Why? It appears that investors believe Bramson will be ruthless in maximizing shareholder returns, as he has been at previous companies. And that ruthlessness could even mean the sale of Spirent's test business, according to one financial analyst.
Bramson "doesn't spare the knife," says Evolution Securities Ltd. analyst Lee Simpson. "I'm not surprised. Anders did a great job, but it looks like it's going to be someone else bearing the fruit of this transition."
Simpson says the chairman's track record speaks for itself, noting that, although Bramson doesn't have experience in the telecom test market and might have profited from the experience of the prior CEO, a clash of ideas and personalities was likely in the offing.
The track record that Spirent investors will have noted is Bramson's turnaround job at Elementis PLC, a London-listed chemicals company that Bramson took on as chairman in June 2005. Simpson notes that, at Elementis, he also instigated a company review, highlighted some areas of weak profitability, and made cuts, after which the company has grown in profitability and valuation.

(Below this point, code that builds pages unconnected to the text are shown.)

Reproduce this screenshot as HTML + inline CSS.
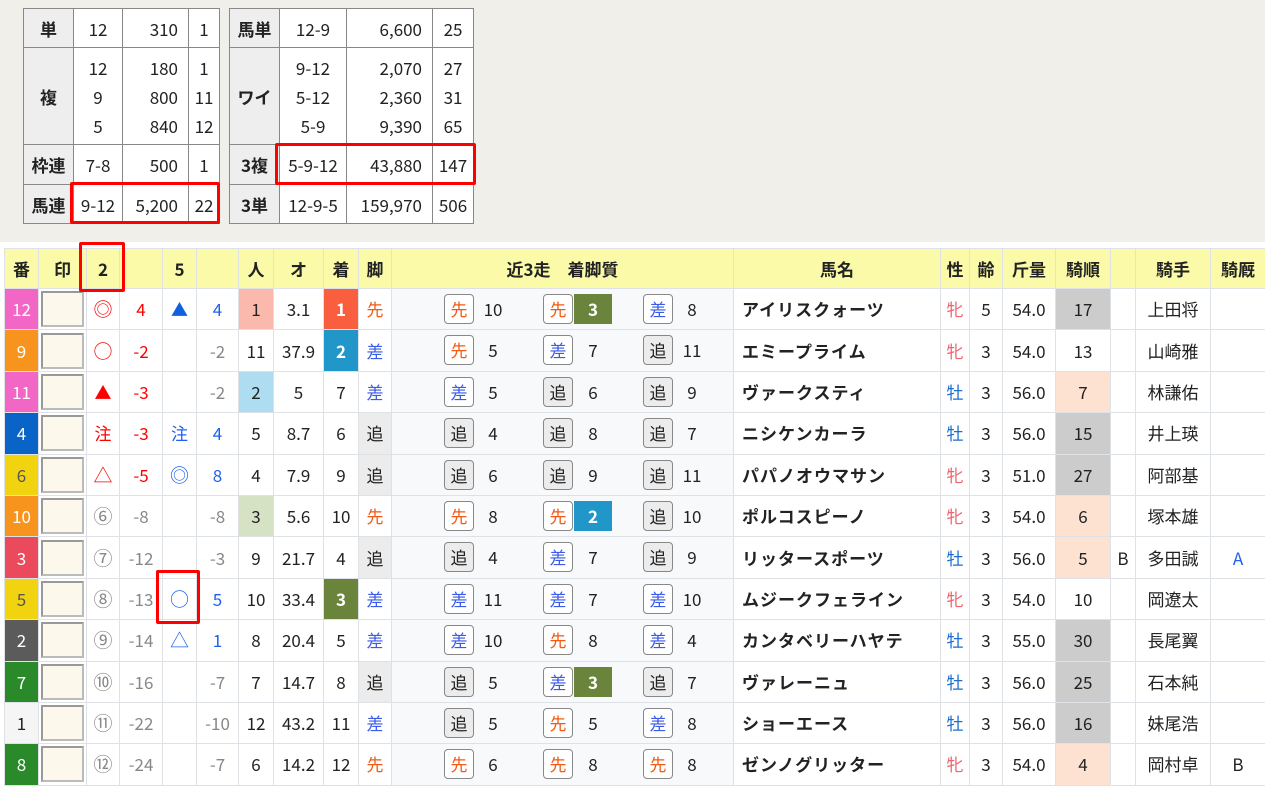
<!DOCTYPE html>
<html><head><meta charset="utf-8"><style>
*{box-sizing:border-box;margin:0;padding:0}
body{width:1265px;height:791px;background:#fff;font-family:"Noto Sans CJK JP","Liberation Sans",sans-serif;font-size:17px;color:#222;position:relative;overflow:hidden;line-height:20px}
.top{position:absolute;left:0;top:0;width:1265px;height:242px;background:#f1efea}
table{border-collapse:collapse}
.pt{position:absolute;top:8px;background:#fff;table-layout:fixed}
.pt td{border:1px solid #888;text-align:center;line-height:29px;height:39px;padding:0}
.pt td.h{background:#eee;font-weight:bold}
.pt td.r{text-align:right;padding-right:10px}
.main{position:absolute;left:4px;top:248px;table-layout:fixed;width:1261px}
.main td,.main th{border:1px solid #dee2e6;text-align:center;height:41.4px;padding:0;white-space:nowrap;overflow:hidden;line-height:20px}
.main th{background:#fafaa8;font-weight:bold;height:40px}
.f{color:#fff}
.in{padding:2px!important}
.in div{border:2px solid #bbb;border-top-color:#999;border-left-color:#999;background:#fdf8ec;height:36px}
.g{color:#888}.rd{color:#f00}.bl{color:#2060f0}
.big{font-size:19px}
.sen{color:#f05a14}.sa{color:#3a5ae8}.oi{background:#ececec}
.rc{background:#f8f9fa;text-align:left!important;position:relative}
.b{position:absolute;top:5px;width:30px;height:30px;border:1px solid #888;border-radius:4px;background:#fff;text-align:center;line-height:28px}
.b.o{background:#ececec}
.n{position:absolute;top:5px;width:38px;height:30px;text-align:center;line-height:30px}
.n.c{color:#fff;font-weight:bold}
.nm{text-align:left!important;padding-left:8px!important;font-weight:bold;letter-spacing:1px}
.hu{color:#f0646e}.bo{color:#1a6ed0}
.gy{background:#ccc}.pc{background:#fde2d2}
.red{position:absolute;border:3px solid #f00;border-radius:2px}
</style></head><body>
<div class="top"></div>
<table class="pt" style="left:23px;width:196px">
<colgroup><col style="width:50px"><col style="width:49px"><col style="width:66px"><col style="width:31px"></colgroup>
<tr><td class="h">単</td><td>12</td><td class="r">310</td><td>1</td></tr>
<tr><td class="h" style="height:97px">複</td><td>12<br>9<br>5</td><td class="r">180<br>800<br>840</td><td>1<br>11<br>12</td></tr>
<tr><td class="h" style="height:40px">枠連</td><td>7-8</td><td class="r">500</td><td>1</td></tr>
<tr><td class="h">馬連</td><td>9-12</td><td class="r">5,200</td><td>22</td></tr>
</table>
<table class="pt" style="left:229px;width:244px">
<colgroup><col style="width:50px"><col style="width:67px"><col style="width:86px"><col style="width:41px"></colgroup>
<tr><td class="h">馬単</td><td>12-9</td><td class="r">6,600</td><td>25</td></tr>
<tr><td class="h" style="height:97px">ワイ</td><td>9-12<br>5-12<br>5-9</td><td class="r">2,070<br>2,360<br>9,390</td><td>27<br>31<br>65</td></tr>
<tr><td class="h" style="height:40px">3複</td><td>5-9-12</td><td class="r">43,880</td><td>147</td></tr>
<tr><td class="h">3単</td><td>12-9-5</td><td class="r">159,970</td><td>506</td></tr>
</table>

<table class="main">
<colgroup><col style="width:34px"><col style="width:48px"><col style="width:33px"><col style="width:43px"><col style="width:34px"><col style="width:42px"><col style="width:35px"><col style="width:50px"><col style="width:35px"><col style="width:33px"><col style="width:342px"><col style="width:207px"><col style="width:29px"><col style="width:33px"><col style="width:53px"><col style="width:55px"><col style="width:25px"><col style="width:75px"><col style="width:55px"></colgroup>
<tr><th>番</th><th>印</th><th>2</th><th></th><th>5</th><th></th><th>人</th><th>オ</th><th>着</th><th>脚</th><th>近3走　着脚質</th><th>馬名</th><th>性</th><th>齢</th><th>斤量</th><th>騎順</th><th></th><th>騎手</th><th>騎厩</th></tr>

<tr><td class="f" style="background:#f266c6">12</td><td class="in"><div></div></td><td class="rd big">◎</td><td class="rd">4</td><td style="color:#1060e0">▲</td><td class="bl">4</td><td style="background:#fbb9ae">1</td><td>3.1</td><td class="f" style="background:#f95e3e;font-weight:bold">1</td><td class="sen">先</td>
<td class="rc"><span class="b sen" style="left:52px">先</span><span class="n" style="left:82px">10</span><span class="b sen" style="left:151px">先</span><span class="n c" style="left:182px;background:#6a843c">3</span><span class="b sa" style="left:251px">差</span><span class="n" style="left:281px">8</span></td>
<td class="nm">アイリスクォーツ</td><td class="hu">牝</td><td>5</td><td>54.0</td><td class="gy">17</td><td></td><td>上田将</td><td></td></tr>

<tr><td class="f" style="background:#f7941d">9</td><td class="in"><div></div></td><td class="rd big">○</td><td class="rd">-2</td><td></td><td class="g">-2</td><td>11</td><td>37.9</td><td class="f" style="background:#2196c8;font-weight:bold">2</td><td class="sa">差</td>
<td class="rc"><span class="b sen" style="left:52px">先</span><span class="n" style="left:82px">5</span><span class="b sa" style="left:151px">差</span><span class="n" style="left:182px">7</span><span class="b o" style="left:251px">追</span><span class="n" style="left:281px">11</span></td>
<td class="nm">エミープライム</td><td class="hu">牝</td><td>3</td><td>54.0</td><td>13</td><td></td><td>山崎雅</td><td></td></tr>

<tr><td class="f" style="background:#f266c6">11</td><td class="in"><div></div></td><td class="rd">▲</td><td class="rd">-3</td><td></td><td class="g">-2</td><td style="background:#aedcf0">2</td><td>5</td><td>7</td><td class="sa">差</td>
<td class="rc"><span class="b sa" style="left:52px">差</span><span class="n" style="left:82px">5</span><span class="b o" style="left:151px">追</span><span class="n" style="left:182px">6</span><span class="b o" style="left:251px">追</span><span class="n" style="left:281px">9</span></td>
<td class="nm">ヴァークスティ</td><td class="bo">牡</td><td>3</td><td>56.0</td><td class="pc">7</td><td></td><td>林謙佑</td><td></td></tr>

<tr><td class="f" style="background:#0a64c8">4</td><td class="in"><div></div></td><td class="rd">注</td><td class="rd">-3</td><td class="bl">注</td><td class="bl">4</td><td>5</td><td>8.7</td><td>6</td><td class="oi">追</td>
<td class="rc"><span class="b o" style="left:52px">追</span><span class="n" style="left:82px">4</span><span class="b o" style="left:151px">追</span><span class="n" style="left:182px">8</span><span class="b o" style="left:251px">追</span><span class="n" style="left:281px">7</span></td>
<td class="nm">ニシケンカーラ</td><td class="bo">牡</td><td>3</td><td>56.0</td><td class="gy">15</td><td></td><td>井上瑛</td><td></td></tr>

<tr><td style="background:#f2d30f;color:#555">6</td><td class="in"><div></div></td><td class="rd big">△</td><td class="rd">-5</td><td class="bl big">◎</td><td class="bl">8</td><td>4</td><td>7.9</td><td>9</td><td class="oi">追</td>
<td class="rc"><span class="b o" style="left:52px">追</span><span class="n" style="left:82px">6</span><span class="b o" style="left:151px">追</span><span class="n" style="left:182px">9</span><span class="b o" style="left:251px">追</span><span class="n" style="left:281px">11</span></td>
<td class="nm">パパノオウマサン</td><td class="hu">牝</td><td>3</td><td>51.0</td><td class="gy">27</td><td></td><td>阿部基</td><td></td></tr>

<tr><td class="f" style="background:#f7941d">10</td><td class="in"><div></div></td><td class="g big">⑥</td><td class="g">-8</td><td></td><td class="g">-8</td><td style="background:#d5e2c4">3</td><td>5.6</td><td>10</td><td class="sen">先</td>
<td class="rc"><span class="b sen" style="left:52px">先</span><span class="n" style="left:82px">8</span><span class="b sen" style="left:151px">先</span><span class="n c" style="left:182px;background:#2196c8">2</span><span class="b o" style="left:251px">追</span><span class="n" style="left:281px">10</span></td>
<td class="nm">ポルコスピーノ</td><td class="hu">牝</td><td>3</td><td>54.0</td><td class="pc">6</td><td></td><td>塚本雄</td><td></td></tr>

<tr><td class="f" style="background:#ea4a5c">3</td><td class="in"><div></div></td><td class="g big">⑦</td><td class="g">-12</td><td></td><td class="g">-3</td><td>9</td><td>21.7</td><td>4</td><td class="oi">追</td>
<td class="rc"><span class="b o" style="left:52px">追</span><span class="n" style="left:82px">4</span><span class="b sa" style="left:151px">差</span><span class="n" style="left:182px">7</span><span class="b o" style="left:251px">追</span><span class="n" style="left:281px">9</span></td>
<td class="nm">リッタースポーツ</td><td class="bo">牡</td><td>3</td><td>56.0</td><td class="pc">5</td><td>B</td><td>多田誠</td><td class="bl">A</td></tr>

<tr><td style="background:#f2d30f;color:#555">5</td><td class="in"><div></div></td><td class="g big">⑧</td><td class="g">-13</td><td class="bl big">○</td><td class="bl">5</td><td>10</td><td>33.4</td><td class="f" style="background:#6a843c;font-weight:bold">3</td><td class="sa">差</td>
<td class="rc"><span class="b sa" style="left:52px">差</span><span class="n" style="left:82px">11</span><span class="b sa" style="left:151px">差</span><span class="n" style="left:182px">7</span><span class="b sa" style="left:251px">差</span><span class="n" style="left:281px">10</span></td>
<td class="nm">ムジークフェライン</td><td class="hu">牝</td><td>3</td><td>54.0</td><td>10</td><td></td><td>岡遼太</td><td></td></tr>

<tr><td class="f" style="background:#5b5b5b">2</td><td class="in"><div></div></td><td class="g big">⑨</td><td class="g">-14</td><td class="bl big">△</td><td class="bl">1</td><td>8</td><td>20.4</td><td>5</td><td class="sa">差</td>
<td class="rc"><span class="b sa" style="left:52px">差</span><span class="n" style="left:82px">10</span><span class="b sen" style="left:151px">先</span><span class="n" style="left:182px">8</span><span class="b sa" style="left:251px">差</span><span class="n" style="left:281px">4</span></td>
<td class="nm">カンタベリーハヤテ</td><td class="bo">牡</td><td>3</td><td>55.0</td><td class="gy">30</td><td></td><td>長尾翼</td><td></td></tr>

<tr><td class="f" style="background:#2a8a2a">7</td><td class="in"><div></div></td><td class="g big">⑩</td><td class="g">-16</td><td></td><td class="g">-7</td><td>7</td><td>14.7</td><td>8</td><td class="oi">追</td>
<td class="rc"><span class="b o" style="left:52px">追</span><span class="n" style="left:82px">5</span><span class="b sa" style="left:151px">差</span><span class="n c" style="left:182px;background:#6a843c">3</span><span class="b o" style="left:251px">追</span><span class="n" style="left:281px">7</span></td>
<td class="nm">ヴァレーニュ</td><td class="bo">牡</td><td>3</td><td>56.0</td><td class="gy">25</td><td></td><td>石本純</td><td></td></tr>

<tr><td style="background:#f5f5f5">1</td><td class="in"><div></div></td><td class="g big">⑪</td><td class="g">-22</td><td></td><td class="g">-10</td><td>12</td><td>43.2</td><td>11</td><td class="sa">差</td>
<td class="rc"><span class="b o" style="left:52px">追</span><span class="n" style="left:82px">5</span><span class="b sen" style="left:151px">先</span><span class="n" style="left:182px">5</span><span class="b sa" style="left:251px">差</span><span class="n" style="left:281px">8</span></td>
<td class="nm">ショーエース</td><td class="bo">牡</td><td>3</td><td>56.0</td><td class="gy">16</td><td></td><td>妹尾浩</td><td></td></tr>

<tr><td class="f" style="background:#2a8a2a">8</td><td class="in"><div></div></td><td class="g big">⑫</td><td class="g">-24</td><td></td><td class="g">-7</td><td>6</td><td>14.2</td><td>12</td><td class="sen">先</td>
<td class="rc"><span class="b sen" style="left:52px">先</span><span class="n" style="left:82px">6</span><span class="b sen" style="left:151px">先</span><span class="n" style="left:182px">8</span><span class="b sen" style="left:251px">先</span><span class="n" style="left:281px">8</span></td>
<td class="nm">ゼンノグリッター</td><td class="hu">牝</td><td>3</td><td>54.0</td><td class="pc">4</td><td></td><td>岡村卓</td><td>B</td></tr>
</table>

<div class="red" style="left:70px;top:182px;width:150px;height:42px"></div>
<div class="red" style="left:275px;top:143px;width:201px;height:42px"></div>
<div class="red" style="left:79px;top:242px;width:46px;height:50px"></div>
<div class="red" style="left:156px;top:570px;width:44px;height:54px"></div>
</body></html>
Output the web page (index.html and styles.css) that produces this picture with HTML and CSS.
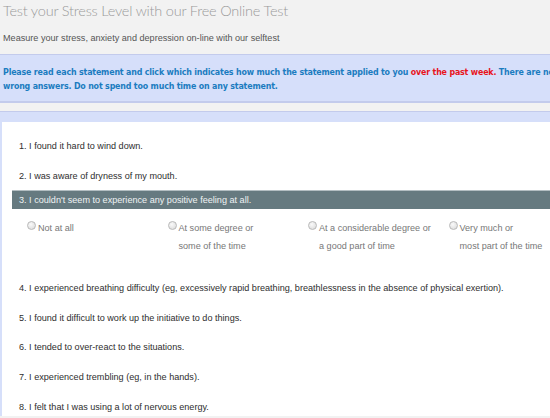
FILE: index.html
```html
<!DOCTYPE html>
<html>
<head>
<meta charset="utf-8">
<link rel="stylesheet" href="styles.css">
</head>
<body>
<header class="head">
  <h1 class="title">Test your Stress Level with our Free Online Test</h1>
  <p class="subtitle">Measure your stress, anxiety and depression on-line with our selftest</p>
</header>
<div class="notice">Please read each statement and click which indicates how much the statement applied to you <span class="red">over the past week.</span> There are no<br>wrong answers. Do not spend too much time on any statement.</div>
<div class="main">
  <div class="panel">
    <div class="q">1. I found it hard to wind down.</div>
    <div class="q">2. I was aware of dryness of my mouth.</div>
    <div class="q active">3. I couldn't seem to experience any positive feeling at all.</div>
    <div class="options">
      <label class="opt"><span class="radio"></span><span class="lbl">Not at all</span></label>
      <label class="opt"><span class="radio"></span><span class="lbl">At some degree or<br>some of the time</span></label>
      <label class="opt"><span class="radio"></span><span class="lbl">At a considerable degree or<br>a good part of time</span></label>
      <label class="opt"><span class="radio"></span><span class="lbl">Very much or<br>most part of the time</span></label>
    </div>
    <div class="q">4. I experienced breathing difficulty (eg, excessively rapid breathing, breathlessness in the absence of physical exertion).</div>
    <div class="q">5. I found it difficult to work up the initiative to do things.</div>
    <div class="q">6. I tended to over-react to the situations.</div>
    <div class="q">7. I experienced trembling (eg, in the hands).</div>
    <div class="q">8. I felt that I was using a lot of nervous energy.</div>
  </div>
</div>
</body>
</html>
```
FILE: styles.css
```css
html, body {
  margin: 0;
  padding: 0;
  background: #f2f2f2;
  overflow: hidden;
  width: 550px;
  height: 418px;
}
.head {
  padding: 1px 3px 0;
}
.title {
  margin: 0;
  font-family: Lato, "Open Sans", sans-serif;
  font-weight: 300;
  font-size: 14.5px;
  letter-spacing: -0.2px;
  line-height: 20px;
  color: #9a9a9a;
  white-space: nowrap;
}
.subtitle {
  margin: 10px 0 9px;
  font-family: "Liberation Sans", Arial, sans-serif;
  font-size: 9.1px;
  line-height: 14px;
  color: #555;
}
.notice {
  background: #d6dffa;
  border-top: 1px solid #c3cbec;
  border-bottom: 2px solid #c3cbec;
  padding: 10px 3px 8px;
  font-family: "DejaVu Sans", sans-serif;
  font-stretch: condensed;
  font-weight: bold;
  font-size: 8.8px;
  letter-spacing: -0.17px;
  line-height: 14px;
  color: #1b7cc0;
  white-space: nowrap;
  overflow: hidden;
}
.red { color: #e8141c; }
.main {
  margin-top: 8px;
  background: #d6dffa;
  border-top: 1px solid #c3cbec;
  padding: 10px 0 0 2px;
}
.panel {
  background: #fff;
  padding-top: 15px;
  font-family: "Liberation Sans", Arial, sans-serif;
  font-size: 9.1px;
  line-height: 18px;
  color: #2e2e2e;
  overflow: hidden;
}
.q {
  padding-left: 17px;
  margin-bottom: 11.7px;
  white-space: nowrap;
}
.q:last-child {
  margin-bottom: 0;
}
.q.active {
  margin: -6.4px 0 0 10px;
  padding-left: 7px;
  background: #667a80;
  border-top: 1px solid #b3bec2;
  color: #eef2f3;
}
.options {
  display: grid;
  grid-template-columns: 140.5px 140.5px 140.5px 140.5px;
  margin: 10px 0 24px 25px;
  color: #777;
}
.opt {
  display: flex;
  align-items: flex-start;
}
.radio {
  flex: none;
  width: 7px;
  height: 7px;
  margin: 2px 2px 0 0;
  border: 1px solid #b9b9b9;
  border-radius: 50%;
  background: radial-gradient(circle at 40% 35%, #fafafa, #d8d8d8);
}
.lbl {
  white-space: nowrap;
}
```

"A lot of the same could be done at Spirent, but Anders has already done a lot of restructuring. There's maybe more to be done with non-core parts of the business, and maybe some more site rationalization, in the way that some locations have already been closed in Glasgow and Belfast," says the analyst.
But "a fresh pair of eyes is not without merit," and many things could come out of the review, says Simpson.
One clear possibility is that the telecom test division could be sold. Simpson says a combination with Agilent Technologies Inc. (NYSE: A), JDSU (Nasdaq: JDSU; Toronto: JDU), or Anritsu Corp. , although unlikely in the near term, can’t be ruled out.
The test business accounts for nearly all of Spirent's business -- revenues of £235.8 million ($456 million) and an operating profit of £9.4 million ($18.1 million) in 2006. Any such disposal would leave the company with its Systems division, which makes control systems for electrically powered medical and industrial vehicles, such as wheelchairs. That business generated operating profits of £4.7 million ($9 million) from revenues of £35.8 million ($69 million) in 2006. (See Spirent Reports 2006.)
Should Spirent hang on to the test business, Simpson believes profitable growth in the Performance Analysis (lab test equipment) part of Spirent's Communications Group is "assured." And while there are already slow signs of recovery in Service Assurance, he doesn't believe there will be any meaningful pickup in business until at least 2008, when the effect of major carrier consolidation will have waned and the operators will start to "focus on how they are going to manage their services... There's a lot of potential opportunity in the U.S., but not until next year."